Oil rose as much as 4.2 percent in New York, adding to last week’s 5.3 percent gain. Iranian Oil Minister Bijan Namdar Zanganeh said it’s “highly probable” OPEC will reach a consensus, according to comments published by Shana news service. Iraq will make proposals at the meeting to help reach an agreement, Oil Minister Jabbar Al-Luaibi said. Goldman Sachs Group Inc. said it’s got a “ tactically bullish” outlook on a “stronger OPEC-cut rationale.”

“Market players are positioning themselves for higher prices, and oil will be in the $50 to $55 range if there is a deal,” said Giovanni Staunovo, an analyst at UBS Group AG in Zurich. “OPEC members are building a lot of expectations and taking too much exposure to let a deal fail.”

Copper rallied and nickel rebounded from a two-week low as metal markets renewed their advance on stronger oil prices and optimism over demand in China and the U.S.

Currencies

The euro advanced 0.2 percent to $1.0611 halting the 10-day drop that saw Europe’s single currency weaken 5 percent.
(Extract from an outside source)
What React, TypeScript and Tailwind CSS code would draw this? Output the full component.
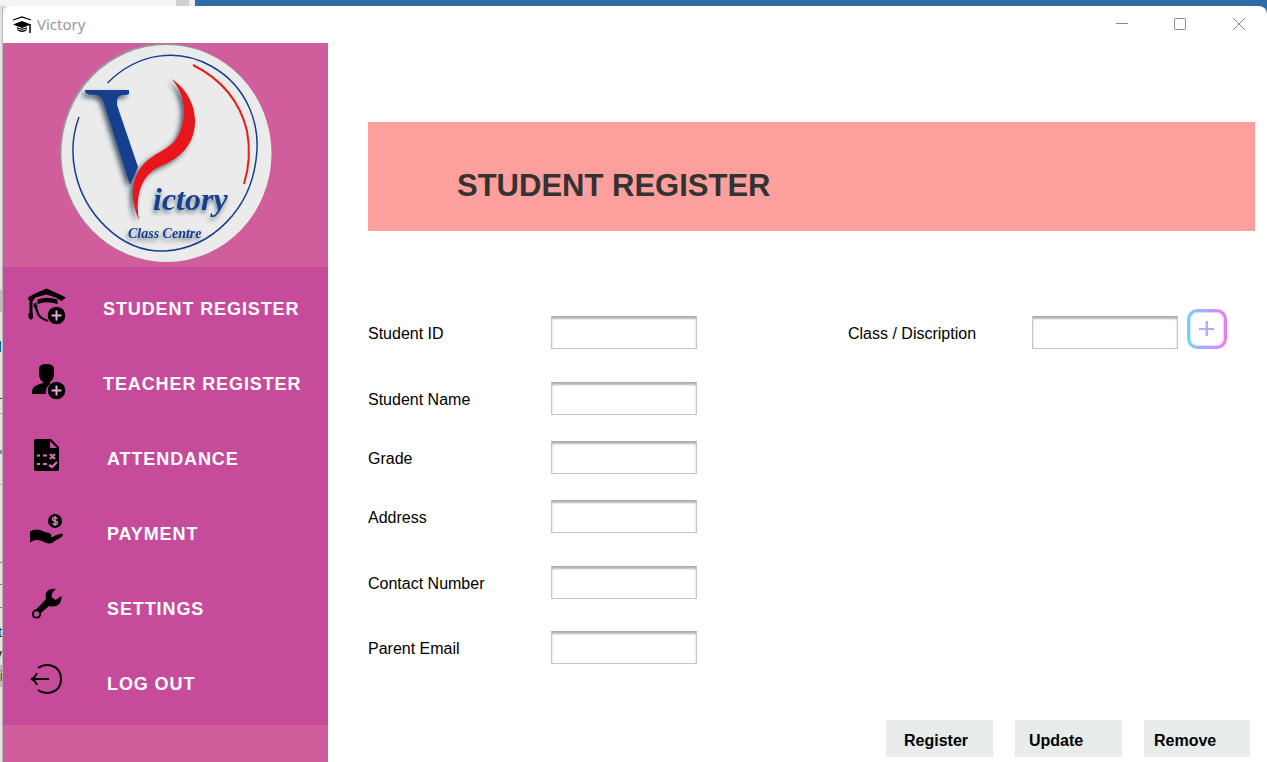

The Bloomberg Dollar Spot Index fell for the first time in four days, slipping 0.3 percent.

South Africa’s rand led gains among major currencies as the country proposed labor law reforms a few days before a credit-rating review. The currencies of Colombia, Russia and Brazil gained at least 0.9 percent.

Bonds

U.S. two-year note yields were little changed at 1.06 percent, according to Bloomberg Bond Trader data. Benchmark 10-year yields fell four basis points, or 0.04 percentage point, to 2.31 percent.

Investors who buy at Monday’s U.S. two-year note sale risk losing money as the Federal Reserve raises interest rates, according to Nomura Holdings Inc., one of the 23 companies that trade with the central bank.

“You’d probably want to be a little bit cautious going into this auction, given the fact that the market continues to sell off,” said John Gorman, head of non-yen rates trading for Asia and the Pacific at Nomura in Tokyo. “There are some people expecting three hikes next year. The market’s only pricing in maybe one.” The two-year yield will rise to 1.25 percent in six months, he said.

Two-year yields, among the most sensitive to what the Fed does with its benchmark, climbed earlier to 1.08 percent, approaching the highest level since 2010. Bonds have slumped and yields surged this month on expectations President-elect Donald Trump’s spending plans will lead to faster inflation. The Fed will increase rates for the first time in a year when it meets next month, futures contracts indicate.